Marginalia -- The Journal of the Medieval Reading Group at Cambridge


Contents

Kantik Ghosh
The Wycliffite Heresy: Authority and the Interpretation of Texts
362 pages. Cambridge University Press, 2001. £48.00 ($70.00)
ISBN: 0521807204

 
Though Lollardy is frequently and in many ways rightly labelled a populist, anti-intellectual heresy, Kantik Ghosh has provided a compelling argument for the Wycliffite movement’s transformation of late-medieval intellectual culture in England. Ghosh considers orthodox and Lollard writers in the context of their ongoing dialogue about the interpretation of the Bible, and he focuses on their ideological motivations and common concerns with the literal sense, divine intention, tradition, the nature of academic discourse, and the textuality of the Bible. His texts, both Latin and English, are positioned around three temporal nodes of the Wycliffite movement: the early academic debates in the 1370s-1380s, then the polemical debates after vernacular Lollardy began to be perceived as a threat around the turn of the century, and the aftermath in the 1420s of the earlier attempts at repression and academic censorship. In tracing this dialogue about biblical meaning, Ghosh reveals how the institutional response to Lollardy consisted not merely of repression, but also of ‘a reassessment and reconfiguration—in terms both of values and methodologies—of late-medieval intellectuality’ (p.216).

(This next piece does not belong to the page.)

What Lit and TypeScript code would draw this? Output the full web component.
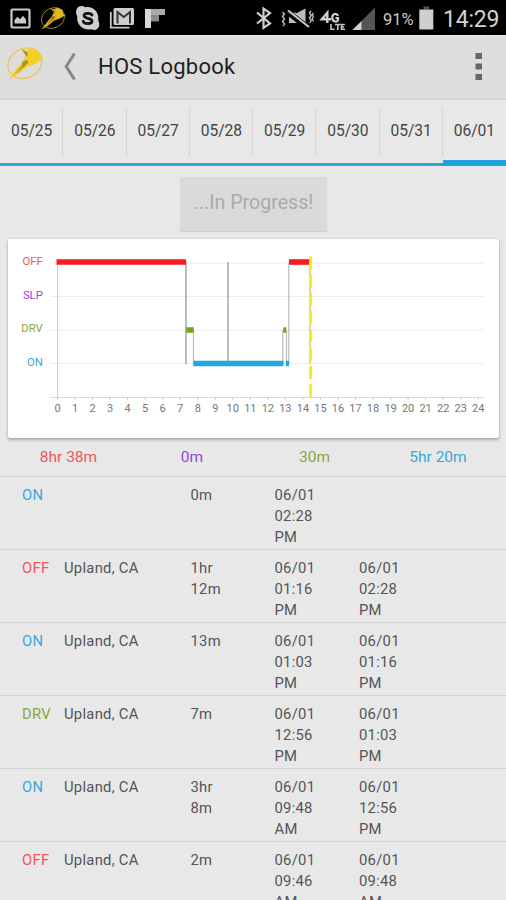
import { LitElement, html, svg, css } from "lit";
import { customElement, property } from "lit/decorators.js";

type Duty = "OFF" | "SLP" | "DRV" | "ON";

interface Entry {
  duty: Duty;
  place: string;
  length: string[];
  start: string[];
  end: string[];
}

const DAYS = ["05/25", "05/26", "05/27", "05/28", "05/29", "05/30", "05/31", "06/01"];

const TOTALS: { duty: Duty; text: string }[] = [
  { duty: "OFF", text: "8hr 38m" },
  { duty: "SLP", text: "0m" },
  { duty: "DRV", text: "30m" },
  { duty: "ON", text: "5hr 20m" },
];

const ENTRIES: Entry[] = [
  { duty: "ON", place: "", length: ["0m"], start: ["06/01", "02:28", "PM"], end: [] },
  { duty: "OFF", place: "Upland, CA", length: ["1hr", "12m"], start: ["06/01", "01:16", "PM"], end: ["06/01", "02:28", "PM"] },
  { duty: "ON", place: "Upland, CA", length: ["13m"], start: ["06/01", "01:03", "PM"], end: ["06/01", "01:16", "PM"] },
  { duty: "DRV", place: "Upland, CA", length: ["7m"], start: ["06/01", "12:56", "PM"], end: ["06/01", "01:03", "PM"] },
  { duty: "ON", place: "Upland, CA", length: ["3hr", "8m"], start: ["06/01", "09:48", "AM"], end: ["06/01", "12:56", "PM"] },
  { duty: "OFF", place: "Upland, CA", length: ["2m"], start: ["06/01", "09:46", "AM"], end: ["06/01", "09:48", "AM"] },
];

const dutyColors = css`
  .OFF { color: #f2555a; fill: #f2555a; }
  .SLP { color: #8f48d8; fill: #8f48d8; }
  .DRV { color: #87a83e; fill: #87a83e; }
  .ON { color: #38a8dc; fill: #38a8dc; }
`;

/* Winged emblem inside a ring, 36 x 36 */
const emblem = (ring: string, body: string, shade: string) => svg`
  <ellipse cx="17.6" cy="16.8" rx="17.6" ry="14.6" transform="rotate(-28 17.6 16.8)" fill="none" stroke=${ring} stroke-width="1.3"/>
  <path d="M14 2.6 L19 4 L24 1.8 L31.5 4.5 L32.5 10.5 L36 12.6 L27.7 17.6 L19.4 20.4 L10 28 L0.8 33.6 L9 22.5 L15.4 14.8 L19 8.8 Z" fill=${body}/>
  <path d="M14 2.6 L20.5 6 L20 10.5 L18.5 9 Z M15.4 14.8 L19.8 13.5 L21 16.2 L16.5 20.5 L7 28 L14.5 19.5 Z" fill=${shade}/>
`;

@customElement("status-bar")
export class StatusBar extends LitElement {
  static styles = css`
    :host { display: flex; height: 35px; background: #000; color: #c9c9c9; font-family: Roboto, sans-serif; justify-content: space-between; }
    .group { display: flex; align-items: center; height: 35px; }
    svg { display: block; flex: none; }
    .battery { font-size: 16.5px; width: 33px; white-space: nowrap; line-height: 35px; padding-top: 4px; }
    .clock { font-size: 23px; line-height: 35px; width: 63px; padding-top: 3px; color: #d2d2d2; white-space: nowrap; letter-spacing: -0.2px; }
  `;
  render() {
    return html`
      <div class="group">
        <svg width="170" height="35" viewBox="0 0 170 35">
          <rect x="11.5" y="9.5" width="18" height="18" rx="1" fill="none" stroke="#c9c9c9" stroke-width="2.2"/>
          <path d="M14.5 23.5 V20 L17.5 16.8 L20 19.3 L23 15.8 L26 19.5 V23.5 Z" fill="#c9c9c9"/>
          <g transform="translate(41 6.6) scale(.68)">${emblem("#a68a1c", "#e0b818", "#8e7512")}</g>
          <path d="M79 6.5 C81 5.5 83.5 6 85 7.2 C94 6 99.5 13 98.2 20.5 C101.5 26 97 32 91.5 29.2 C83 31 76 24.5 77.3 16.3 C75 12.5 76 8.5 79 6.5 Z" fill="#cfcfcf"/>
          <path d="M92 15 C90.8 12.6 84 12.7 84 15.6 C84 19.2 92 17.4 92 21 C92 24.4 84.4 24.3 83.3 21.4" fill="none" stroke="#111" stroke-width="2.8" stroke-linecap="round"/>
          <path d="M110.8 12 V27.7 H129.5" fill="none" stroke="#c9c9c9" stroke-width="1.8"/>
          <rect x="113.5" y="8" width="20.5" height="17" rx="1.5" fill="#cdcdcd"/>
          <path d="M117.5 23.5 V12 L123.8 17 L130 12 V23.5" fill="none" stroke="#333" stroke-width="2"/>
          <path d="M145 9 H151 V28 H145 Z" fill="#d8d8d8"/>
          <path d="M151 9 H165 V15 H151 Z" fill="#aaa"/>
          <path d="M151 15 H159 V21.5 H151 Z" fill="#8b8b8b"/>
        </svg>
      </div>
      <div class="group">
        <svg width="128" height="35" viewBox="255 0 128 35">
          <path d="M257 12.5 L270 23.5 L263.5 28 V8.5 L270 13 L257 23.5" fill="none" stroke="#cfcfcf" stroke-width="2.2"/>
          <path d="M282.5 12 l2 2 l-2 2.5 l2 2.5 l-2 2.5 l2 2.5 l-1.5 2 M311 11 l-1.5 2 l1.7 2.5 l-1.7 2.5 l1.7 2.5 l-1.5 2.5 M313.3 13 l-1 1.5 l1 2 l-1 2.5 l1 2.5" fill="none" stroke="#bdbdbd" stroke-width="1.4"/>
          <path d="M289 12 V23 H297 L305.5 26 V8.5 L297 13 Z" fill="#bdbdbd"/>
          <path d="M287 11.5 L309 28.5" stroke="#000" stroke-width="6"/>
          <path d="M288 10.5 L309 27" stroke="#c9c9c9" stroke-width="2.2"/>
          <path d="M327.3 23 V12.7 L321.8 19.3 H331" fill="none" stroke="#cfcfcf" stroke-width="2.4"/>
          <path d="M338 16 C337 13 332.5 13.2 332.3 17.2 C332 21.5 336.5 23 338 20.2 V18.2 H335.5" fill="none" stroke="#cfcfcf" stroke-width="2.2"/>
          <path d="M331 24 V29.2 H334.5 M335 24.5 H340.5 M337.8 24 V30 M344.8 24.5 H341.5 V29.3 H345 M341 27 H344" fill="none" stroke="#c4c4c4" stroke-width="1.6"/>
          <path d="M352.5 30 L375 7.5 V30 Z" fill="#555"/>
          <path d="M352.5 30 L361.5 21 V30 Z" fill="#cfcfcf"/>
        </svg>
        <span class="battery">91%</span>
        <svg width="27" height="35" viewBox="416 0 27 35">
          <rect x="423.5" y="6.5" width="5.5" height="3" fill="#555"/>
          <rect x="419.3" y="9.5" width="14" height="20" fill="#cfcfcf"/>
        </svg>
        <span class="clock">14:29</span>
      </div>
    `;
  }
}

@customElement("title-bar")
export class TitleBar extends LitElement {
  static styles = css`
    :host { display: flex; box-sizing: border-box; height: 65px; background: #ddd; border-top: 1px solid #eee; border-bottom: 2px solid #d7d8d6; font-family: Roboto, sans-serif; }
    svg { display: block; flex: none; }
    .title { flex: 1; font-size: 22px; line-height: 61px; color: #222; letter-spacing: 0.25px; }
  `;
  render() {
    return html`
      <svg width="98" height="62" viewBox="0 36 98 62">
        <g transform="translate(7.3 46.5)">${emblem("#e6c65c", "#f5cf22", "#a99040")}</g>
        <path d="M74.5 53.5 L66.2 66.5 L74.5 79.5" fill="none" stroke="#888" stroke-width="3"/>
      </svg>
      <span class="title">HOS Logbook</span>
      <svg width="56" height="62" viewBox="450 36 56 62">
        <path d="M475.5 53 h6.5 v6 h-6.5 Z M475.5 63.5 h6.5 v6 h-6.5 Z M475.5 74 h6.5 v6 h-6.5 Z" fill="#666"/>
      </svg>
    `;
  }
}

@customElement("day-tabs")
export class DayTabs extends LitElement {
  @property() selected = "06/01";
  static styles = css`
    :host { display: grid; grid-template-columns: repeat(8, 1fr); height: 66px; font-family: Roboto, sans-serif; }
    .tab { display: flex; box-sizing: border-box; padding-top: 8px; border-bottom: 3px solid #2ba6d9; }
    .tab.selected { border-bottom: 6px solid #1fa3dc; }
    .label { flex: 1; height: 49px; line-height: 47px; text-align: center; text-indent: 1px; font-size: 15.6px; color: #454545; border-right: 1px solid #d6d6d6; }
    .tab:last-child .label { border-color: transparent; }
  `;
  render() {
    return DAYS.map((d) => html`<div class="tab ${d === this.selected ? "selected" : ""}"><span class="label">${d}</span></div>`);
  }
}

@customElement("duty-chart")
export class DutyChart extends LitElement {
  static styles = [
    dutyColors,
    css`
      :host { display: block; height: 199px; margin: 0 7px 0 8px; background: #fff; border-radius: 2px; box-shadow: 0 2px 3px #aaa, 0 0 2px #bbb; font-family: Roboto, sans-serif; }
      svg { display: block; }
      .duty { font-size: 11.3px; text-anchor: end; }
      .hour { font-size: 11px; text-anchor: middle; fill: #777; }
    `,
  ];
  render() {
    const x = (h: number) => 57.5 + h * 17.53;
    const rows: [Duty, number][] = [["OFF", 263], ["SLP", 296.5], ["DRV", 330], ["ON", 363.5]];
    return html`
      <svg width="491" height="199" viewBox="8 239 491 199">
        ${rows.map(([name, y]) => svg`
          <path d="M50 ${y} H484" stroke="#ececec" stroke-width="1"/>
          <text class="duty ${name}" x="42.8" y=${y + 2.4}>${name}</text>`)}
        <path d="M50 397.5 H484" stroke="#dadada" stroke-width="1"/>
        <path d="M57.5 263 V400" stroke="#ccc" stroke-width="1"/>
        ${Array.from({ length: 25 }, (_, h) => svg`
          <path d="M${x(h)} 397 V400" stroke="#ccc" stroke-width="1"/>
          <text class="hour" x=${x(h)} y="411.8">${h}</text>`)}
        <path d="M186 262 V364 M228 262 V364" fill="none" stroke="#999" stroke-width="1.3"/>
        <path d="M193.5 330 V364 M282.8 330 V362 M286.5 330 V364 M288.8 263 V364" fill="none" stroke="#bbb" stroke-width="1.2"/>
        <path d="M56.5 262 H186" stroke="#f71c20" stroke-width="5.6"/>
        <path d="M289 262 H310.5" stroke="#f71c20" stroke-width="5.6"/>
        <path d="M186.3 330 H193.8 M283.3 330 H286.3" stroke="#78a41f" stroke-width="5.4"/>
        <path d="M193.3 363.5 H283.5 M286 363.5 H289" stroke="#1ea9e0" stroke-width="5.6"/>
        <path d="M310 264 V364" stroke="#aaa" stroke-width="1"/>
        <path d="M310.6 256.2 V397.5" stroke="#f4ec20" stroke-width="3" stroke-dasharray="13 5.3"/>
      </svg>
    `;
  }
}

@customElement("log-row")
export class LogRow extends LitElement {
  @property({ attribute: false }) entry!: Entry;
  static styles = [
    dutyColors,
    css`
      :host { display: grid; grid-template-columns: 42px 126.5px 84px 84.5px 1fr; box-sizing: border-box; height: 73.1px; padding: 8px 0 0 22px; border-top: 1px solid #d4d4d4; font: 14.8px/21px Roboto, sans-serif; letter-spacing: 0.27px; color: #555; }
      .line { display: block; }
    `,
  ];
  render() {
    const stack = (lines: string[]) => html`<div>${lines.map((l) => html`<span class="line">${l}</span>`)}</div>`;
    const e = this.entry;
    return html`
      <div class=${e.duty}>${e.duty}</div>
      <div>${e.place}</div>
      ${stack(e.length)}${stack(e.start)}${stack(e.end)}
    `;
  }
}

@customElement("app-root")
export class AppRoot extends LitElement {
  static styles = [
    dutyColors,
    css`
      :host { display: block; width: 506px; height: 900px; overflow: hidden; background: #e8e8e8; font-family: Roboto, sans-serif; }
      .action { display: flex; justify-content: center; height: 62px; padding: 11px 0 0 1px; }
      .progress { box-sizing: border-box; width: 147px; height: 54px; border: 0; border-radius: 1px; padding: 0 0 4px; background: #dadada; color: #aaa; box-shadow: 0 1px 1px #ccc; font: 19.6px Roboto, sans-serif; }
      .totals { display: grid; grid-template-columns: 137px 110px 135px 112px; height: 38px; line-height: 38px; font-size: 15.5px; text-align: center; }
    `,
  ];
  render() {
    return html`
      <status-bar></status-bar>
      <title-bar></title-bar>
      <day-tabs></day-tabs>
      <div class="action"><button class="progress">...In Progress!</button></div>
      <duty-chart></duty-chart>
      <div class="totals">${TOTALS.map((t) => html`<span class=${t.duty}>${t.text}</span>`)}</div>
      ${ENTRIES.map((e) => html`<log-row .entry=${e}></log-row>`)}
    `;
  }
}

A fundamental dichotomy inherited by orthodox and Lollard alike consists of what Ghosh sees as two competing approaches to biblical interpretation: what he terms a sciential approach which emphasises a rationalist, academic study of the Bible that pays close attention to the text and context; and a sapiential approach which stresses non-rational apprehension of divine meaning stemming from personal revelation or authoritative tradition. This methodological polarity, so central to Lollard hermeneutical thought and practice, is repeatedly invoked by Ghosh as he points out recurring tensions between positivism and scepticism, monologism and dialogism, objectivity and subjectivity, and a hermeneutics of the text and a hermeneutics of the interpreter’s life. His meticulously close readings of Wyclif’s De Veritate Sacrae Scripturae, the Wycliffite sermons, and the anti-Wycflittie polemicist Thomas Netter bring out similarly troubled vacillations between these two interpretive frameworks, while his discussion of William Woodford, Richard Ullerston, William Butler, Thomas Palmer, and Nicholas Love persuasively demonstrates how these thinkers’ differing perceptions of the Lollard threat formed their attitudes towards textual and human authority in interpretation. The picture that emerges from Ghosh’s argument is that of a culture caught between two hermeneutic worlds, a crisis for Christian meaning that became increasingly difficult for writers to ignore.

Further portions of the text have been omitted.